La disparition, dans le projet de loi, de la mention des spécificités disciplinaires aboutira, comme c’est déjà le cas dans les universités « fusionnées », à une prépondérance des sciences dites exactes et de la médecine au détriment du droit et des sciences humaines et sociales.  Au prix d’un égalitarisme dont se réjouit un syndicat étudiant proche du gouvernement, ce projet porte en lui un nivellement par le bas et un surencadrement administratif inédit : il opère un embrigadement qui va à contre-courant de toutes les pratiques couronnées de succès à l’étranger. Et de ce qui subsiste des libertés universitaires.

Ce projet traduit en fin de compte une profonde déconsidération pour les universités, maillon faible de l’enseignement supérieur. La France a fait le choix d’ouvrir celui-ci à tous les bacheliers et c’est un choix éminemment respectable. Mais les universités étrangères auxquelles l’on veut se mesurer sont réellement autonomes, sélectionnent sévèrement leurs étudiants, pratiquent pour certaines d’entre elles des droits d’inscription extrêmement élevés.
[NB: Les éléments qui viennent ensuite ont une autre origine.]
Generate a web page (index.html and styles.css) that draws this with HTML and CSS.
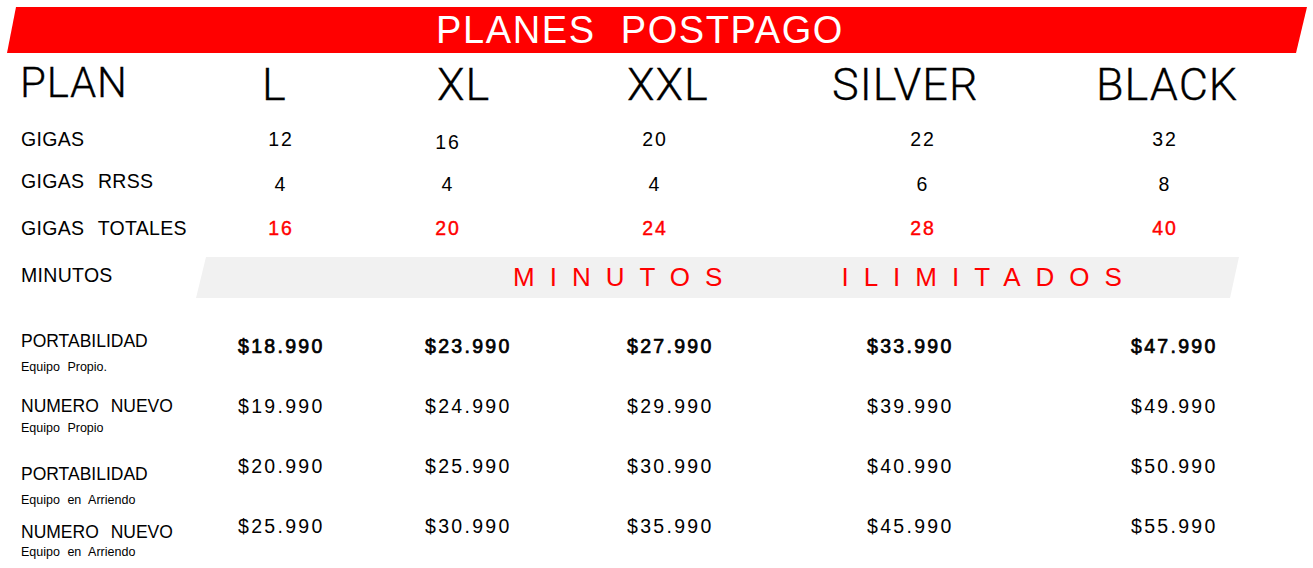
FILE: index.html
```html
<!DOCTYPE html>
<html lang="es">
<head>
<meta charset="utf-8">
<title>Planes Postpago</title>
<link rel="stylesheet" href="styles.css">
</head>
<body>
<div class="page">
  <header class="banner">
    <h1 class="banner-title">PLANES POSTPAGO</h1>
  </header>

  <div class="plans">
    <div class="plan-label">PLAN</div>
    <div class="plan-name">L</div>
    <div class="plan-name">XL</div>
    <div class="plan-name">XXL</div>
    <div class="plan-name">SILVER</div>
    <div class="plan-name">BLACK</div>
  </div>

  <section class="gigas">
    <div class="g-label">GIGAS</div>
    <div class="g-val">12</div>
    <div class="g-val low">16</div>
    <div class="g-val">20</div>
    <div class="g-val">22</div>
    <div class="g-val">32</div>

    <div class="g-label">GIGAS RRSS</div>
    <div class="g-val low">4</div>
    <div class="g-val low">4</div>
    <div class="g-val low">4</div>
    <div class="g-val low">6</div>
    <div class="g-val low">8</div>

    <div class="g-label">GIGAS TOTALES</div>
    <div class="g-val total">16</div>
    <div class="g-val total">20</div>
    <div class="g-val total">24</div>
    <div class="g-val total">28</div>
    <div class="g-val total">40</div>
  </section>

  <div class="minutos">
    <div class="m-label">MINUTOS</div>
    <div class="band">
      <span class="band-word">MINUTOS</span>
      <span class="band-word">ILIMITADOS</span>
    </div>
  </div>

  <section class="prices">
    <div class="p-row r1">
      <div class="p-label"><div class="p-main">PORTABILIDAD</div><div class="p-sub">Equipo Propio.</div></div>
      <div class="price bold">$18.990</div>
      <div class="price bold">$23.990</div>
      <div class="price bold">$27.990</div>
      <div class="price bold">$33.990</div>
      <div class="price bold">$47.990</div>
    </div>
    <div class="p-row r2">
      <div class="p-label"><div class="p-main">NUMERO NUEVO</div><div class="p-sub">Equipo Propio</div></div>
      <div class="price">$19.990</div>
      <div class="price">$24.990</div>
      <div class="price">$29.990</div>
      <div class="price">$39.990</div>
      <div class="price">$49.990</div>
    </div>
    <div class="p-row r3">
      <div class="p-label"><div class="p-main">PORTABILIDAD</div><div class="p-sub">Equipo en Arriendo</div></div>
      <div class="price">$20.990</div>
      <div class="price">$25.990</div>
      <div class="price">$30.990</div>
      <div class="price">$40.990</div>
      <div class="price">$50.990</div>
    </div>
    <div class="p-row r4">
      <div class="p-label"><div class="p-main">NUMERO NUEVO</div><div class="p-sub">Equipo en Arriendo</div></div>
      <div class="price">$25.990</div>
      <div class="price">$30.990</div>
      <div class="price">$35.990</div>
      <div class="price">$45.990</div>
      <div class="price">$55.990</div>
    </div>
  </section>
</div>
</body>
</html>
```

FILE: styles.css
```css
* { box-sizing: border-box; }

body {
  margin: 0;
  background: #ffffff;
  color: #000000;
  font-family: "Liberation Sans", Arial, sans-serif;
}

.page {
  width: 1313px;
  padding-top: 7px;
}

/* Banner */
.banner {
  margin-left: 7px;
  width: 1300px;
  height: 46px;
  background: #ff0000;
  clip-path: polygon(9px 0, 100% 0, calc(100% - 11px) 100%, 0 100%);
  display: flex;
  justify-content: center;
  padding-right: 34px;
}

.banner-title {
  margin: 0;
  font-size: 38px;
  font-weight: normal;
  line-height: 46px;
  color: #ffffff;
  letter-spacing: 1.6px;
  word-spacing: 13px;
  white-space: nowrap;
}

/* Plan names */
.plans {
  display: grid;
  grid-template-columns: 242px 175px 190px 205px 264px 1fr;
  padding-left: 20px;
  margin-top: 9px;
  align-items: start;
  font-family: Roboto, "Liberation Sans", sans-serif;
  font-weight: 300;
  -webkit-text-stroke: 0.3px #000;
}

.plan-label {
  font-size: 42px;
  line-height: 45px;
  letter-spacing: 0.8px;
  margin-top: -2px;
}

.plan-name {
  font-size: 45px;
  line-height: 45px;
  letter-spacing: 1px;
}

/* Gigas */
.gigas {
  display: grid;
  grid-template-columns: 199px 120px 214px 200px 336px 148px;
  grid-template-rows: 42px 47px 20px;
  padding-left: 21px;
  margin-top: 22px;
  align-items: start;
}

.g-label {
  font-size: 19.5px;
  line-height: 20px;
  word-spacing: 8px;
  letter-spacing: 0.3px;
  white-space: nowrap;
}

.g-val {
  font-size: 19.5px;
  line-height: 20px;
  letter-spacing: 2px;
  text-align: center;
  padding-left: 2px;
}

.g-val.low { padding-top: 3px; }

.g-val.total {
  color: #ff0000;
  -webkit-text-stroke: 0.4px #ff0000;
}

/* Minutos */
.minutos {
  display: grid;
  grid-template-columns: 175px 1043px;
  padding-left: 21px;
  margin-top: 19px;
  align-items: start;
}

.m-label {
  font-size: 19.5px;
  line-height: 20px;
  letter-spacing: 0.3px;
  margin-top: 8px;
}

.band {
  height: 41px;
  background: #f1f1f1;
  clip-path: polygon(10px 0, 100% 0, calc(100% - 9px) 100%, 0 100%);
  display: flex;
  align-items: center;
  gap: 104px;
  padding-left: 317px;
  color: #ff0000;
  font-size: 26px;
  line-height: 41px;
  letter-spacing: 15px;
}

/* Prices */
.p-row {
  display: grid;
  grid-template-columns: 217px 187px 202px 240px 264px 1fr;
  padding-left: 21px;
  align-items: start;
}

.p-main {
  font-size: 17.5px;
  line-height: 17px;
  word-spacing: 7px;
  white-space: nowrap;
}

.p-sub {
  font-size: 12.5px;
  line-height: 14px;
  word-spacing: 4px;
  white-space: nowrap;
}

.price {
  font-size: 19.5px;
  line-height: 20px;
  letter-spacing: 2.3px;
  white-space: nowrap;
}

.price.bold {
  -webkit-text-stroke: 0.7px #000;
}

.r1 { margin-top: 35px; }
.r1 .price { margin-top: 3px; }
.r1 .p-sub { margin-top: 10px; }

.r2 { margin-top: 22px; }
.r2 .p-label { margin-top: 2px; }
.r2 .p-sub { margin-top: 6px; }

.r3 { margin-top: 21px; }
.r3 .p-label { margin-top: 10px; }
.r3 .p-sub { margin-top: 10px; }

.r4 { margin-top: 9px; }
.r4 .p-label { margin-top: 8px; }
.r4 .p-sub { margin-top: 4px; }
```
Si la France veut continuer à pratiquer une quasi-gratuité, garder ses bons étudiants et ses diplômés, assurer par l’attractivité le renouvellement académique et de la recherche, maintenir et développer des formations internationalement reconnues, ne pas laisser le champ libre à un enseignement supérieur privé à vocation étroitement professionnelle, il faut à tout le moins que les universités aient d’une part les moyens qu’elles réclament et d’autre part la liberté d’innover, d’entreprendre, qu’elles soient considérées comme les principaux acteurs, responsables et autonomes, de l’enseignement supérieur et qu’elles puissent décider, en accord avec la puissance publique, des éventuelles évolutions institutionnelles servant leur action. Et que l’Etat ose leur accorder sa confiance plutôt que de toujours leur compliquer la tâche, au risque de les étouffer."